The pistol grip has a close-radius competition-style pistol grip. It features a slight right hand palm swell which fitted my hand well. The stock and fore-end shape and fine chequering allowed me to feel the gun was under control while held with a fairly relaxed grip.

On the range

Taking the Guerini Ascent for a first outing at Sporting clays was a pleasant experience. The gun weighs 8lbs 13oz, which I consider full weight for a Sporter these days.

However, the excellent balance and quick but steady handling quickly saw some 9 ex-10s and even a 10-straight stand on this first outing. 

Some guns require some time to settle in with, but the Ascent and I were soon well acquainted. The weight and more relaxed, upright, head position combined to make recoil feel very modest and smooth.

This can be a great help when shooting a lot of targets. The upright head position and excellent rib also helped me pick up targets clearly as there feels to be greater peripheral vision.

Richard liked the engraving which is ornate but not overstated

I only had the chance to set the comb position by mounting the gun and viewing the relative positions of the centre and front beads. Getting them aligned with a figure of eight certainly worked on the Sporting clays. I then fancied trying some DTL.

At Park Farm I put Light Mod in the bottom barrel and Mod in the top and, using some budget cartridges, I shot a 24 ex-25, all first barrel kills on my first line. I was very happy with that, bar the lapse in concentration on target 17, a beginner’s error!

The stock is quite long and gave me a length of pull of almost 15ins (378mm) with the adjustable trigger fully to the rear, but with the rounded top butt pad I avoided any snagged mounts.

A subsequent point of impact test showed that my 2mm raise of the comb was putting patterns from both barrels almost on top of each other and about 2.5ins high at 20 yards, which seemed to work!

One thing we all need to be mindful of today is the growing move against plastic wads. These had become the go-to choice for almost all serious competition use, but with more grounds insisting on fibre wads it’s important to check that any gun you buy is suitable.

Noting that Guerini guns now have a slightly increased bore size and lengthened forcing cones, I felt it essential to check this aspect.

The bore diameters are only marginally larger than the ‘standard’ size for 12 gauge (0.729in) at 18.6mm. My gauge measured them at 0.733in, which is fine with any decent fibre wad.

The diameter and length of the forcing cones is the key factor, and I was pleased to note an identifiable ‘lip’ at the end of the chambers, indicating that the bores did not start at chamber size as some do.

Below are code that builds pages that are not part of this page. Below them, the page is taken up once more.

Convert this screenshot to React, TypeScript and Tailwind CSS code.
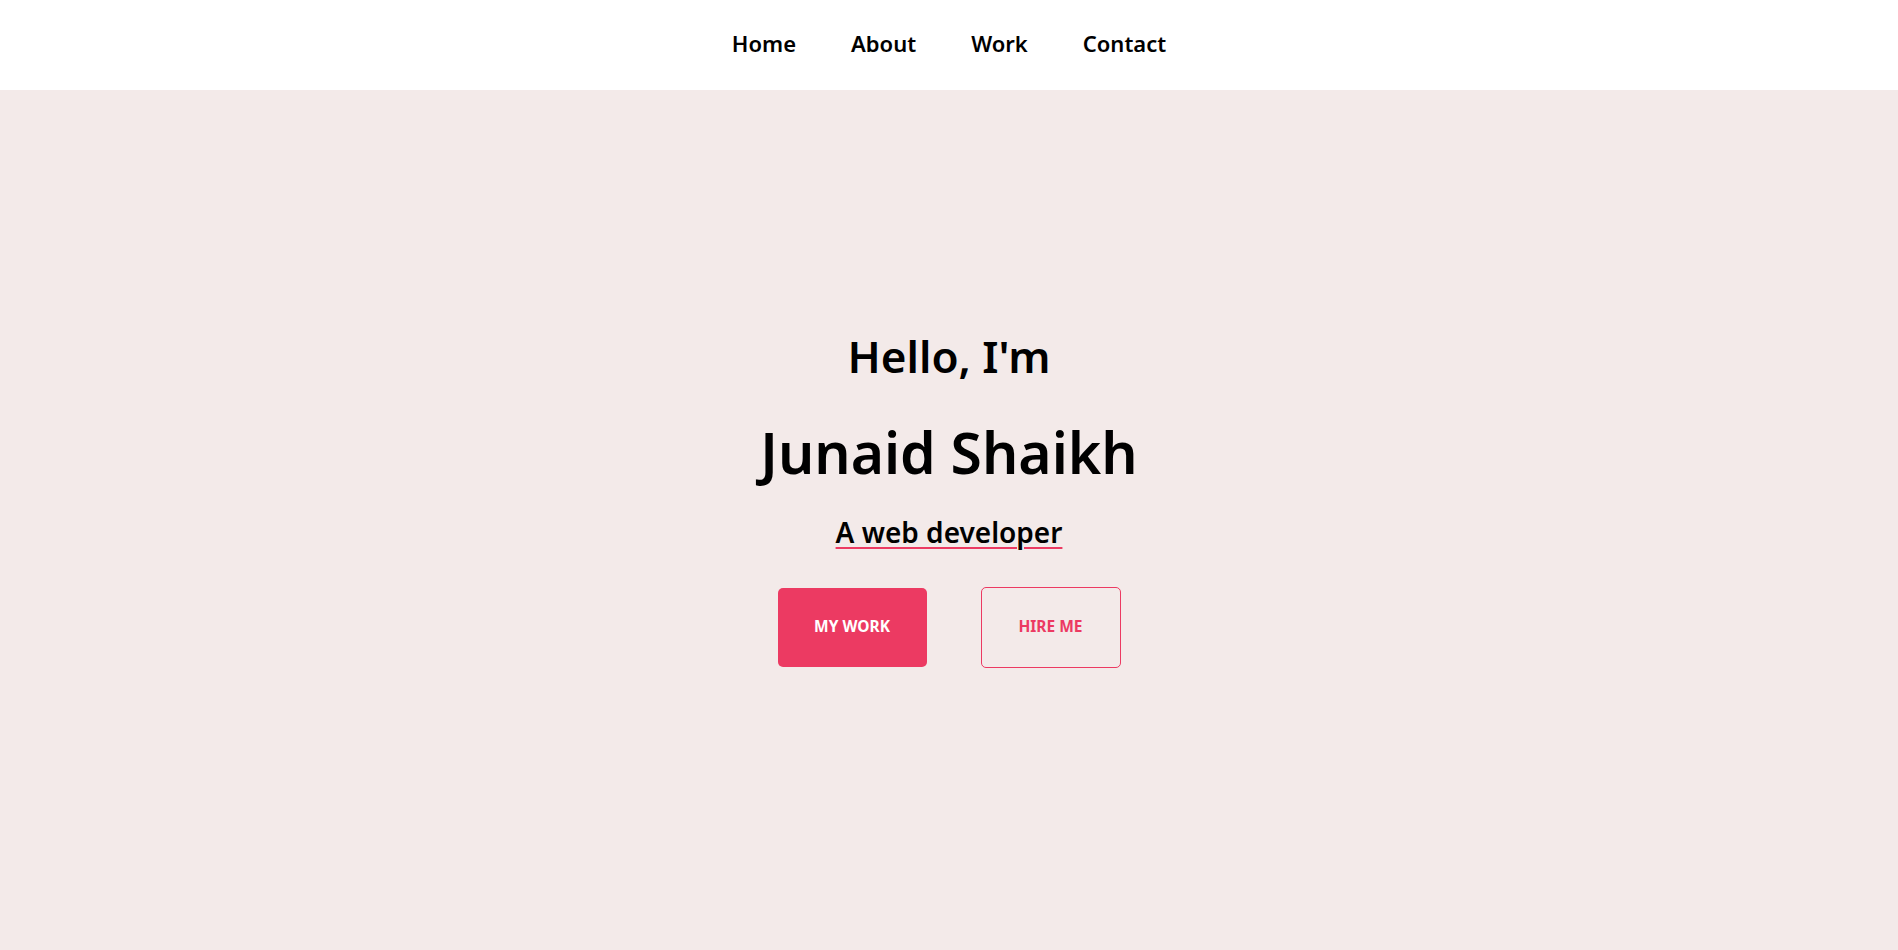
import React from "react";

const links = ["Home", "About", "Work", "Contact"];

export default function App() {
  return (
    <div className="min-h-[950px] flex flex-col bg-[#f3eae9] font-['Noto_Sans',sans-serif] text-black">
      <header className="h-[90px] pb-[4px] bg-white flex items-center justify-center">
        <nav className="flex items-center gap-[55px]">
          {links.map((l) => (
            <a key={l} href="#" className="text-[22px] font-semibold leading-none">
              {l}
            </a>
          ))}
        </nav>
      </header>

      <section className="flex-1 flex flex-col items-center pt-[244px]">
        <h2 className="text-[44px] font-semibold leading-none">Hello, I'm</h2>
        <h1 className="mt-[46px] text-[57px] font-semibold leading-none">Junaid Shaikh</h1>
        <p className="mt-[37px] text-[28px] font-semibold leading-none underline decoration-[#ec3a62] decoration-[1.5px] underline-offset-[4px]">
          A web developer
        </p>
        <div className="mt-[41px] flex items-center gap-[54px]">
          <button className="w-[149px] h-[79px] pb-[2px] rounded-[5px] bg-[#ec3a62] text-white text-[15.5px] font-bold">
            MY WORK
          </button>
          <button className="w-[140px] h-[81px] pb-[2px] rounded-[5px] border border-[#ec3a62] text-[#ec3a62] text-[15.5px] font-bold">
            HIRE ME
          </button>
        </div>
      </section>
    </div>
  );
}
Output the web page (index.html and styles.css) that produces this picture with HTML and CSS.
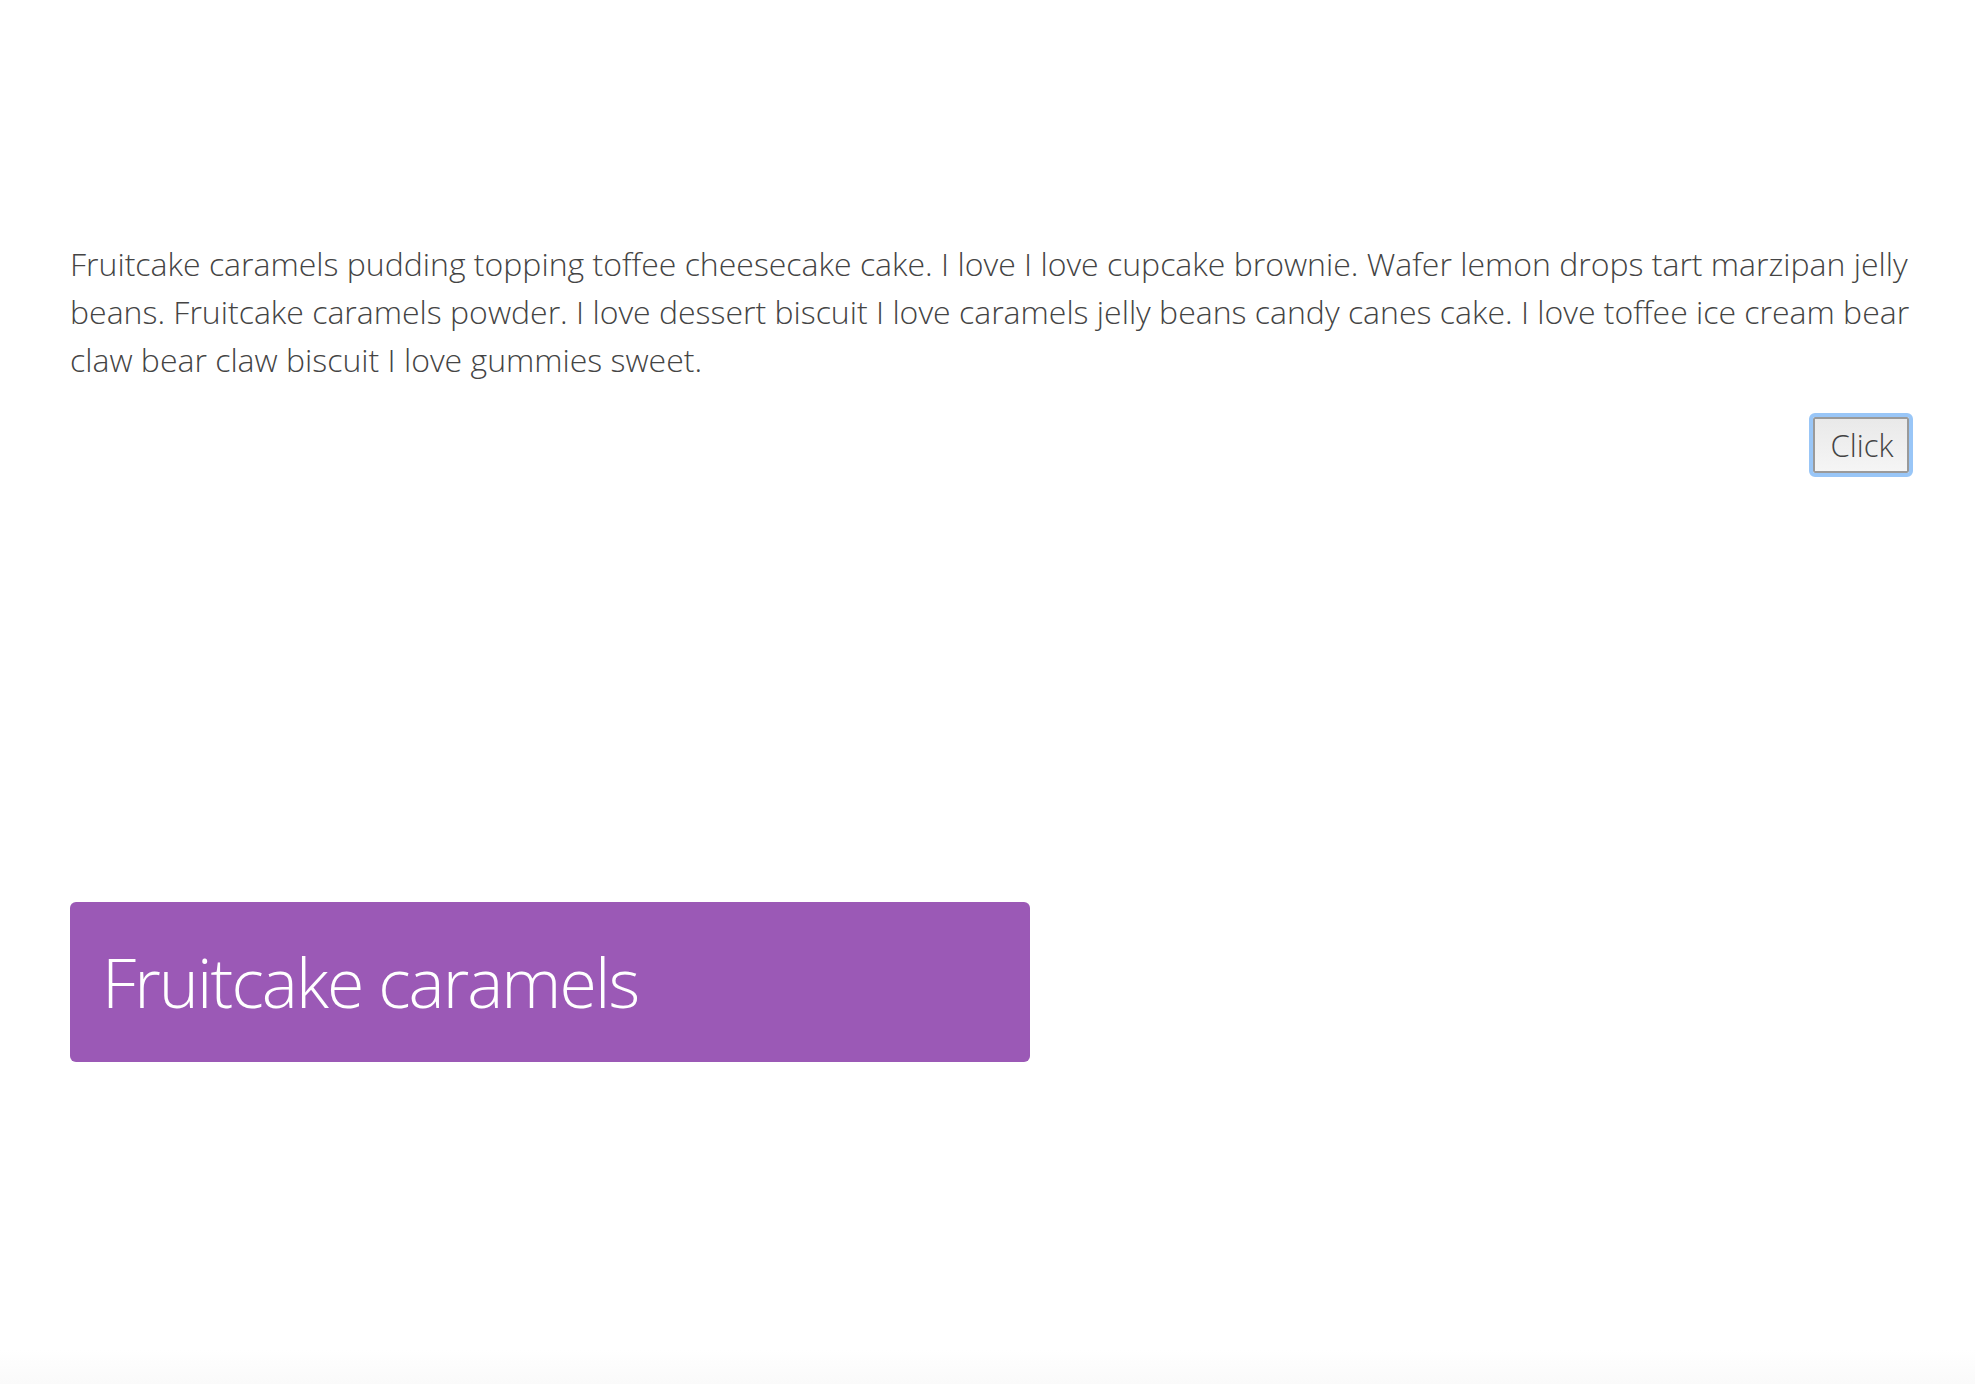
FILE: index.html
```html
<!DOCTYPE html>
<html lang="en">
<head>
<meta charset="utf-8">
<title>Fruitcake caramels</title>
<link rel="stylesheet" href="styles.css">
</head>
<body>
<main class="page">
  <p class="lead">Fruitcake caramels pudding topping toffee cheesecake cake. I love I love cupcake brownie. Wafer lemon drops tart marzipan jelly beans. Fruitcake caramels powder. I love dessert biscuit I love caramels jelly beans candy canes cake. I love toffee ice cream bear claw bear claw biscuit I love gummies sweet.</p>
  <div class="actions">
    <button class="btn" type="button">Click</button>
  </div>
  <div class="banner">
    <h1 class="banner-title">Fruitcake caramels</h1>
  </div>
</main>
<div class="page-foot"></div>
</body>
</html>
```
FILE: styles.css
```css
html, body {
  margin: 0;
  padding: 0;
  background: #ffffff;
}

body {
  font-family: "Open Sans", "Liberation Sans", sans-serif;
  font-weight: 300;
  color: #444444;
  min-height: 1384px;
  display: flex;
  flex-direction: column;
}

.page {
  flex: 1;
  padding: 240px 66px 0 70px;
}

.lead {
  margin: 0 -8px 0 0;
  font-size: 32px;
  line-height: 48px;
}

.actions {
  display: flex;
  justify-content: flex-end;
  margin-top: 33px;
}

.btn {
  font-family: "Open Sans", "Liberation Sans", sans-serif;
  font-weight: 300;
  font-size: 31px;
  line-height: 1;
  color: #444444;
  width: 96px;
  height: 56px;
  padding: 0 0 0 2px;
  border: 2px solid #9a9a9a;
  border-radius: 2px;
  background: linear-gradient(#e9e9e9, #f5f5f5);
  outline: 4px solid #99c6f7;
  outline-offset: 0;
}

.banner {
  margin-top: 429px;
  width: 960px;
  height: 160px;
  box-sizing: border-box;
  padding-left: 32px;
  display: flex;
  align-items: center;
  background: #9b59b6;
  border-radius: 6px;
}

.banner-title {
  margin: 0;
  font-size: 68px;
  font-weight: 300;
  letter-spacing: -1.9px;
  line-height: 1;
  color: #ffffff;
}

.page-foot {
  height: 34px;
  background: linear-gradient(#ffffff, #fafafa);
}
```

Eight Maxischoke tubes are supplied with the gun

I took some fibre wad cartridges that had previously produced significant shot balling in some guns and tried them in the Ascent. I’m pleased to report that I experienced no significant shot balling. Yes, there were some occasional ‘pairs’ but no true ‘balls’.

Entry diameter of the Ascent forcing cones measured 0.768in, meaning that fibre wads need to expand around 0.031in less to form a gas seal than they would with some larger forcing cones.

Well worth a try

The CG Invictus Ascent is a very nice gun to own and shoot with. It is the sort of gun that anyone considering a new competition clay gun really ought to try. There are open days at venues around the UK where this is made possible.

The gun looks and feels good, and it handles very well indeed. You may well find the trigger pulls a revelation. Indeed you may discover that they help your scores merely by firing the gun exactly when you want it to – I know they helped me.